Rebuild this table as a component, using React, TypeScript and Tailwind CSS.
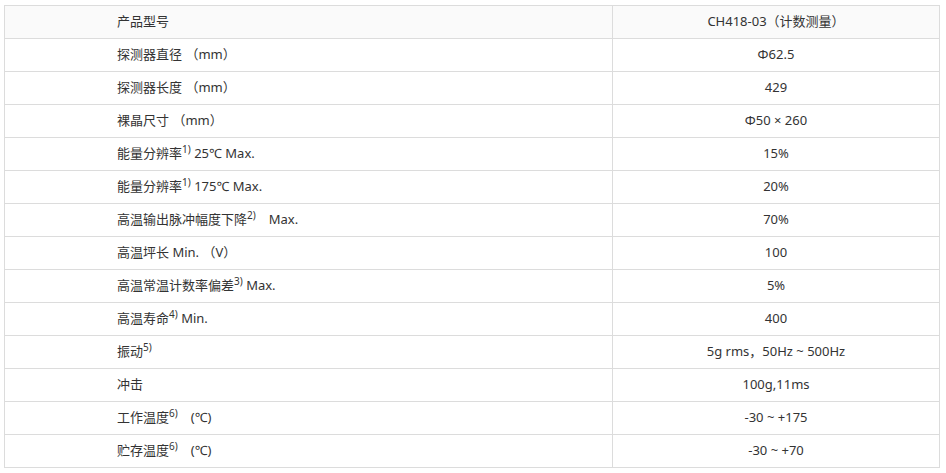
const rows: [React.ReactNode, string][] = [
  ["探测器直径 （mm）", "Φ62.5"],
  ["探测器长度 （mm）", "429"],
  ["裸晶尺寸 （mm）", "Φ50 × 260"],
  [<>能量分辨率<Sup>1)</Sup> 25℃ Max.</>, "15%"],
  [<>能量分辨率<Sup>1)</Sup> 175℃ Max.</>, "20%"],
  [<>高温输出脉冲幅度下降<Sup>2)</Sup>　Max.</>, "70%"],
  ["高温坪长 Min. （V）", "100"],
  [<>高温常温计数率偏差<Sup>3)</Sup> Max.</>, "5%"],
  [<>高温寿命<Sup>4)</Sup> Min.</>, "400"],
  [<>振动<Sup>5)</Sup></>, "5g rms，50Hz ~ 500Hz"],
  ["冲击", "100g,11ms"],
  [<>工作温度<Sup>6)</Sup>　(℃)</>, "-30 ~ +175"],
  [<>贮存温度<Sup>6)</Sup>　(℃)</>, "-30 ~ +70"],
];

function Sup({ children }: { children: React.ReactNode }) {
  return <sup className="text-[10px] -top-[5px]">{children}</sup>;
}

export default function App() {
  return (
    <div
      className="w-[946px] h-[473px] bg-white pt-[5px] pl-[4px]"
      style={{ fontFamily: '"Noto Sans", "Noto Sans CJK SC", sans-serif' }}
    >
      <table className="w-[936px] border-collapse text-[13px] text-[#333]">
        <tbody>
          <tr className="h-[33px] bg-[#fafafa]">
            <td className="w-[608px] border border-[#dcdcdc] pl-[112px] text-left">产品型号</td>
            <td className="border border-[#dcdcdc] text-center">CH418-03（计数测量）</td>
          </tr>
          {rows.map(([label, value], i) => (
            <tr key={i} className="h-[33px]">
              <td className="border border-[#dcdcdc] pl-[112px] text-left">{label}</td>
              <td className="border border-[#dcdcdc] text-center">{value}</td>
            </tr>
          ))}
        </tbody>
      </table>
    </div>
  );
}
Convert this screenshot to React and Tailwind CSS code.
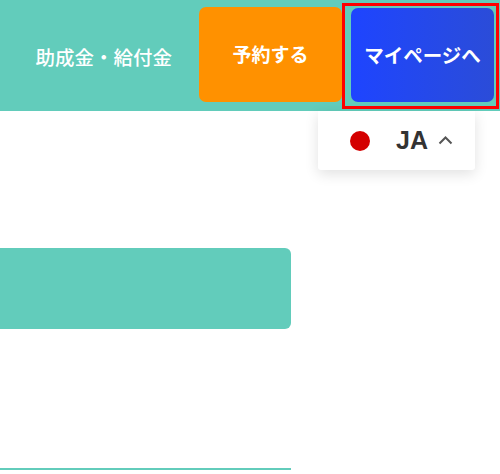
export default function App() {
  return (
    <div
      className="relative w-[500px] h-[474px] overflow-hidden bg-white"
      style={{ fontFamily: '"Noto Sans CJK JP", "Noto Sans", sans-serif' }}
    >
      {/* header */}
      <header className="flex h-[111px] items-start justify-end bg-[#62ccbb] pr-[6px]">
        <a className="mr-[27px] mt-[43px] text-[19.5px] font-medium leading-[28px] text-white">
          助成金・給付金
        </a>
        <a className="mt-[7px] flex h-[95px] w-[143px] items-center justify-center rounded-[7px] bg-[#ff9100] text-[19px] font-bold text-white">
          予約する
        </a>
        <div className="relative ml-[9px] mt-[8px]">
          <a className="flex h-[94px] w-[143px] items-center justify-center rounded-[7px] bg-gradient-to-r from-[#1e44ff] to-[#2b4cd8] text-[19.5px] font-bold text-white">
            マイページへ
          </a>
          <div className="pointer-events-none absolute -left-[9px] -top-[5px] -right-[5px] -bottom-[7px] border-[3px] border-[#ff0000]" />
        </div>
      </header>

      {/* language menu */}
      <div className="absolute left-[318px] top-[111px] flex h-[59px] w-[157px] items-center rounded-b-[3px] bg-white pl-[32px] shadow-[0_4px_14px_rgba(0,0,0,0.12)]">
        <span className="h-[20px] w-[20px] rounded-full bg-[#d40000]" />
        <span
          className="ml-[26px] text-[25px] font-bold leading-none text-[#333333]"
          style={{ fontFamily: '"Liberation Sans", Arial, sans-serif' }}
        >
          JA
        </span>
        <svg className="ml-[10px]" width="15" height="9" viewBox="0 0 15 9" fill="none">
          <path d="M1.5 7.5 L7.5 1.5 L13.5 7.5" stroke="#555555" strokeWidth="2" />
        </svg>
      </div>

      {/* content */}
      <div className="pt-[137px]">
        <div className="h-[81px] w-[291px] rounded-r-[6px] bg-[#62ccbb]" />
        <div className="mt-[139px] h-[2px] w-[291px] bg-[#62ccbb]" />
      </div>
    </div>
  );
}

--------------------

Exercise aim
Set the data above down again exactly as given, with no pictures.

Exercise solution
Rebuild this table as a component, using React, TypeScript and Tailwind CSS.
const rows: [React.ReactNode, string][] = [
  ["探测器直径 （mm）", "Φ62.5"],
  ["探测器长度 （mm）", "429"],
  ["裸晶尺寸 （mm）", "Φ50 × 260"],
  [<>能量分辨率<Sup>1)</Sup> 25℃ Max.</>, "15%"],
  [<>能量分辨率<Sup>1)</Sup> 175℃ Max.</>, "20%"],
  [<>高温输出脉冲幅度下降<Sup>2)</Sup>　Max.</>, "70%"],
  ["高温坪长 Min. （V）", "100"],
  [<>高温常温计数率偏差<Sup>3)</Sup> Max.</>, "5%"],
  [<>高温寿命<Sup>4)</Sup> Min.</>, "400"],
  [<>振动<Sup>5)</Sup></>, "5g rms，50Hz ~ 500Hz"],
  ["冲击", "100g,11ms"],
  [<>工作温度<Sup>6)</Sup>　(℃)</>, "-30 ~ +175"],
  [<>贮存温度<Sup>6)</Sup>　(℃)</>, "-30 ~ +70"],
];

function Sup({ children }: { children: React.ReactNode }) {
  return <sup className="text-[10px] -top-[5px]">{children}</sup>;
}

export default function App() {
  return (
    <div
      className="w-[946px] h-[473px] bg-white pt-[5px] pl-[4px]"
      style={{ fontFamily: '"Noto Sans", "Noto Sans CJK SC", sans-serif' }}
    >
      <table className="w-[936px] border-collapse text-[13px] text-[#333]">
        <tbody>
          <tr className="h-[33px] bg-[#fafafa]">
            <td className="w-[608px] border border-[#dcdcdc] pl-[112px] text-left">产品型号</td>
            <td className="border border-[#dcdcdc] text-center">CH418-03（计数测量）</td>
          </tr>
          {rows.map(([label, value], i) => (
            <tr key={i} className="h-[33px]">
              <td className="border border-[#dcdcdc] pl-[112px] text-left">{label}</td>
              <td className="border border-[#dcdcdc] text-center">{value}</td>
            </tr>
          ))}
        </tbody>
      </table>
    </div>
  );
}
Convert this screenshot to React and Tailwind CSS code.
export default function App() {
  return (
    <div
      className="relative w-[500px] h-[474px] overflow-hidden bg-white"
      style={{ fontFamily: '"Noto Sans CJK JP", "Noto Sans", sans-serif' }}
    >
      {/* header */}
      <header className="flex h-[111px] items-start justify-end bg-[#62ccbb] pr-[6px]">
        <a className="mr-[27px] mt-[43px] text-[19.5px] font-medium leading-[28px] text-white">
          助成金・給付金
        </a>
        <a className="mt-[7px] flex h-[95px] w-[143px] items-center justify-center rounded-[7px] bg-[#ff9100] text-[19px] font-bold text-white">
          予約する
        </a>
        <div className="relative ml-[9px] mt-[8px]">
          <a className="flex h-[94px] w-[143px] items-center justify-center rounded-[7px] bg-gradient-to-r from-[#1e44ff] to-[#2b4cd8] text-[19.5px] font-bold text-white">
            マイページへ
          </a>
          <div className="pointer-events-none absolute -left-[9px] -top-[5px] -right-[5px] -bottom-[7px] border-[3px] border-[#ff0000]" />
        </div>
      </header>

      {/* language menu */}
      <div className="absolute left-[318px] top-[111px] flex h-[59px] w-[157px] items-center rounded-b-[3px] bg-white pl-[32px] shadow-[0_4px_14px_rgba(0,0,0,0.12)]">
        <span className="h-[20px] w-[20px] rounded-full bg-[#d40000]" />
        <span
          className="ml-[26px] text-[25px] font-bold leading-none text-[#333333]"
          style={{ fontFamily: '"Liberation Sans", Arial, sans-serif' }}
        >
          JA
        </span>
        <svg className="ml-[10px]" width="15" height="9" viewBox="0 0 15 9" fill="none">
          <path d="M1.5 7.5 L7.5 1.5 L13.5 7.5" stroke="#555555" strokeWidth="2" />
        </svg>
      </div>

      {/* content */}
      <div className="pt-[137px]">
        <div className="h-[81px] w-[291px] rounded-r-[6px] bg-[#62ccbb]" />
        <div className="mt-[139px] h-[2px] w-[291px] bg-[#62ccbb]" />
      </div>
    </div>
  );
}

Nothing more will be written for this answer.